Advertisement

Food Plant Inspections Decline

Share
TIMES STAFF WRITER

The frequency of federal inspections of food processing plants--considered a crucial link in maintaining food safety and wholesomeness--declined by as much as 50% since 1989 despite the fact that the $600-billion industry has grown substantially during the same period, according to a recent General Accounting Office report. Among the most surprising details to emerge is that some food manufacturing facilities are being inspected only once every eight years.

The study was conducted by the GAO, the congressional watchdog agency, “in response,” the report said, “to continuing outbreaks of food poisoning.” The federal government spends about $1.2 billion on food safety efforts, up about 10% since 1989. However, staffing levels have remained the same, at about 17,000 employees, while responsibilities and workloads increased.

GAO’s findings come at the same time several consumer groups have charged that the federal government is, in essence, deregulating the food industry by reducing plant inspections and retreating from a front-line food safety role in many respects.

Advertisement

A new approach to inspection, entitled Hazard Analysis and Critical Control Points (HACCP), is expected to be announced shortly for meat and poultry. HACCP, characterized as a “significant shift” in federal policy, will further diminish the government’s presence in meat, poultry and seafood plants. Rather than looking at all phases of a plant’s operation, inspectors working under the HACCP plan will target only the most important points on the production line in terms of potential contamination hazards.

Under HACCP, federal inspectors will rely on a company’s record keeping to determine if a plant is in compliance with safety regulations. Plants with a history of problems will receive more scrutiny than those with a clean record.

“The government’s role [under HACCP] will shift from mainly conducting physical inspections to assessing each plant’s safety system [record keeping] and its effectiveness,” the GAO reported.

The Food and Drug Administration and the Food Safety and Inspection Service have decreased the frequency with which they visit food manufacturing facilities. The inspection service regulates the meat and poultry industries, and the FDA oversees dairy, seafood and most processed foods. The diminishing government role in food safety is particularly evident at the FDA: Plants that used to be inspected by agency officials once every three years are now visited only once every eight years.

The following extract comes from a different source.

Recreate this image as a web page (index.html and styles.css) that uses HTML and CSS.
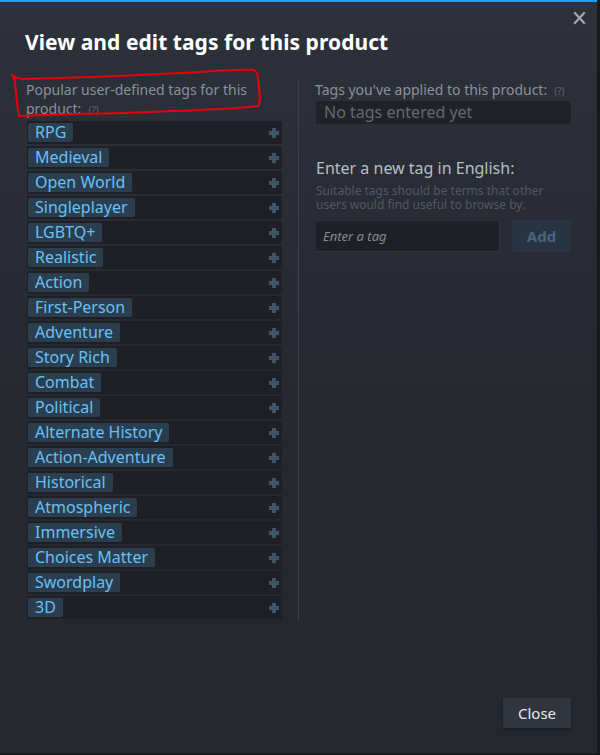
FILE: index.html
```html
<!DOCTYPE html>
<html>
<head>
<meta charset="utf-8">
<link rel="stylesheet" href="styles.css">
</head>
<body>
<div class="modal">
  <button class="close-x" aria-label="Close">
    <svg width="13" height="14" viewBox="0 0 13 14"><path d="M1.2 1.2 L11.8 12.8 M11.8 1.2 L1.2 12.8" stroke="#a3a8ad" stroke-width="2.2" fill="none"/></svg>
  </button>
  <h1 class="title">View and edit tags for this product</h1>
  <div class="columns">
    <div class="col-left">
      <div class="label"><span class="label-text">Popular user-defined tags for this product:</span><span class="help">(?)</span></div>
      <ul class="tags">
        <li class="row"><span class="pill">RPG</span><span class="plus"></span></li>
        <li class="row"><span class="pill">Medieval</span><span class="plus"></span></li>
        <li class="row"><span class="pill">Open World</span><span class="plus"></span></li>
        <li class="row"><span class="pill">Singleplayer</span><span class="plus"></span></li>
        <li class="row"><span class="pill">LGBTQ+</span><span class="plus"></span></li>
        <li class="row"><span class="pill">Realistic</span><span class="plus"></span></li>
        <li class="row"><span class="pill">Action</span><span class="plus"></span></li>
        <li class="row"><span class="pill">First-Person</span><span class="plus"></span></li>
        <li class="row"><span class="pill">Adventure</span><span class="plus"></span></li>
        <li class="row"><span class="pill">Story Rich</span><span class="plus"></span></li>
        <li class="row"><span class="pill">Combat</span><span class="plus"></span></li>
        <li class="row"><span class="pill">Political</span><span class="plus"></span></li>
        <li class="row"><span class="pill">Alternate History</span><span class="plus"></span></li>
        <li class="row"><span class="pill">Action-Adventure</span><span class="plus"></span></li>
        <li class="row"><span class="pill">Historical</span><span class="plus"></span></li>
        <li class="row"><span class="pill">Atmospheric</span><span class="plus"></span></li>
        <li class="row"><span class="pill">Immersive</span><span class="plus"></span></li>
        <li class="row"><span class="pill">Choices Matter</span><span class="plus"></span></li>
        <li class="row"><span class="pill">Swordplay</span><span class="plus"></span></li>
        <li class="row"><span class="pill">3D</span><span class="plus"></span></li>
      </ul>
    </div>
    <div class="divider"></div>
    <div class="col-right">
      <div class="label"><span class="label-text">Tags you've applied to this product:</span><span class="help">(?)</span></div>
      <div class="applied">No tags entered yet</div>
      <div class="new-title">Enter a new tag in English:</div>
      <div class="hint">Suitable tags should be terms that other users would find useful to browse by.</div>
      <div class="entry">
        <input class="tag-input" type="text" placeholder="Enter a tag">
        <button class="add-btn">Add</button>
      </div>
    </div>
  </div>
  <div class="footer">
    <button class="close-btn">Close</button>
  </div>
  <svg class="scribble" width="270" height="60" viewBox="0 0 270 60">
    <path d="M10 7 C14 9 16 12 24 11 C60 10 120 8 180 5 C215 3 240 1 252 2 C256 4 256 10 257 20 C258 28 259 34 256 38 C240 41 180 43 120 45 C70 46 35 47 17 48 C15 38 14 25 13 14 C12 10 11 8 10 7" stroke="#e8000b" stroke-width="2" fill="none" stroke-linecap="round" stroke-linejoin="round"/>
  </svg>
</div>
</body>
</html>
```

FILE: styles.css
```css
* { box-sizing: border-box; }
html, body { margin: 0; padding: 0; }
body {
  background: #17191d;
  width: 600px;
  height: 755px;
  overflow: hidden;
  font-family: "Noto Sans", "Liberation Sans", sans-serif;
}
.modal {
  position: relative;
  width: 597px;
  height: 753px;
  background: linear-gradient(180deg, #2d313a 0%, #262931 45%, #24272e 100%);
  border-top: 2px solid #1a9fff;
  padding: 0 27px 0 27px;
  display: flex;
  flex-direction: column;
}
.close-x {
  position: absolute;
  right: 11px;
  top: 9px;
  background: none;
  border: 0;
  padding: 0;
  width: 13px;
  height: 14px;
}
.close-x svg { display: block; }
.title {
  margin: 26px 0 0 -2px;
  font-size: 21px;
  line-height: 29px;
  font-weight: 700;
  color: #ffffff;
  letter-spacing: 0.05px;
}
.columns {
  margin-top: 23px;
  display: grid;
  grid-template-columns: 255px 1px 256px;
  column-gap: 16px;
}
.divider { background: #3b4049; }
.col-right { margin-left: 1px; }
.label {
  font-size: 14px;
  line-height: 19px;
  color: #8b929a;
  margin-left: -1px;
}
.help {
  display: inline-block;
  font-size: 10px;
  line-height: 12px;
  color: #5f666e;
  margin-left: 7px;
}
.col-left .label { height: 41px; }
.tags { list-style: none; margin: 0; padding: 0; }
.row {
  height: 23px;
  margin-bottom: 2px;
  background: #1f2025;
  display: flex;
  align-items: center;
  justify-content: space-between;
  padding: 0 3px 0 1px;
}
.pill {
  background: #2b3e50;
  color: #67c1f5;
  font-size: 16px;
  line-height: 19px;
  height: 19px;
  padding: 0 7px;
  border-radius: 2px;
  white-space: nowrap;
}
.plus {
  width: 10px;
  height: 10px;
  position: relative;
}
.plus::before, .plus::after {
  content: "";
  position: absolute;
  background: #3f5669;
}
.plus::before { left: 0; top: 3px; width: 10px; height: 4px; }
.plus::after { left: 3px; top: 0; width: 4px; height: 10px; }
.applied {
  margin-top: 2px;
  height: 23px;
  background: #202227;
  color: #636a72;
  font-size: 16px;
  line-height: 23px;
  padding-left: 8px;
}
.new-title {
  margin-top: 33px;
  font-size: 16px;
  line-height: 22px;
  color: #b8bec4;
}
.hint {
  margin-top: 5px;
  font-size: 12px;
  line-height: 14px;
  color: #515962;
  padding-right: 20px;
}
.entry {
  margin-top: 8px;
  display: flex;
  gap: 12px;
}
.tag-input {
  width: 184px;
  height: 31px;
  background: #1e2025;
  border: 0;
  border-right: 1px solid #33373f;
  border-bottom: 1px solid #33373f;
  border-radius: 2px;
  color: #c8ccd0;
  font-family: "Noto Sans", "Liberation Sans", sans-serif;
  font-size: 13px;
  padding: 0 7px;
  margin-top: 1px;
}
.tag-input::placeholder { color: #858b92; font-style: italic; }
.add-btn {
  width: 60px;
  height: 32px;
  background: #283442;
  border: 0;
  border-radius: 2px;
  color: #46657f;
  font-family: "Noto Sans", "Liberation Sans", sans-serif;
  font-size: 15px;
  font-weight: 700;
  padding: 0;
}
.footer {
  margin-top: auto;
  padding-bottom: 25px;
  display: flex;
  justify-content: flex-end;
}
.close-btn {
  width: 68px;
  height: 30px;
  background: #30353e;
  border: 0;
  border-radius: 2px;
  color: #e6e9ec;
  font-family: "Noto Sans", "Liberation Sans", sans-serif;
  font-size: 15px;
  padding: 0;
  box-shadow: 0 1px 3px rgba(0,0,0,0.35);
  margin-right: -1px;
}
.scribble {
  position: absolute;
  left: 2px;
  top: 66px;
  pointer-events: none;
}
```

“FDA’s inspection frequency continues to be constrained by resources,” according to the GAO report, which was an update of a comprehensive review of the subject in 1990. “The number of food plants inspected dropped from 6,368 in 1989 to 4,799 in 1994,” a decline of 25%.

FDA officials did not challenge the GAO figures.

FSIS has been similarly squeezed because a smaller force of inspectors is attempting to inspect a record number of food animal slaughters. For example, the number of chickens processed from 1989 to 1994 increased 28% to 7.2 billion birds annually. The number of hogs brought to market during the five-year period increased 10% to 90 million head. All other categories of food animals except for lamb also increased during the time studied.

Advertisement

The GAO concluded that the FDA’s and the inspection service’s “ability to inspect plants on the basis of the risk they pose is limited.”

A Washington-based advocacy group, the Government Accountability Project, recently released a report with similar findings.

“When inspectors can reach sometimes more than a dozen plants in a day, they can only skim the surface. Serious hazards are missed. Last year, the number of ‘Not Performed Tasks’ due to lack of [USDA inspectors] reached a record 1,074,091 up from 166,367 the previous year,” the group claimed, based on its review of government records and interviews with 45 USDA inspectors from throughout the country.

“The truth is that severe inspector shortages have resulted in millions of pounds of meat and poultry entering commerce without federal inspection in processing plants,” the group stated. “When inspectors are able to do their jobs, the system works in catching the worst abuses.”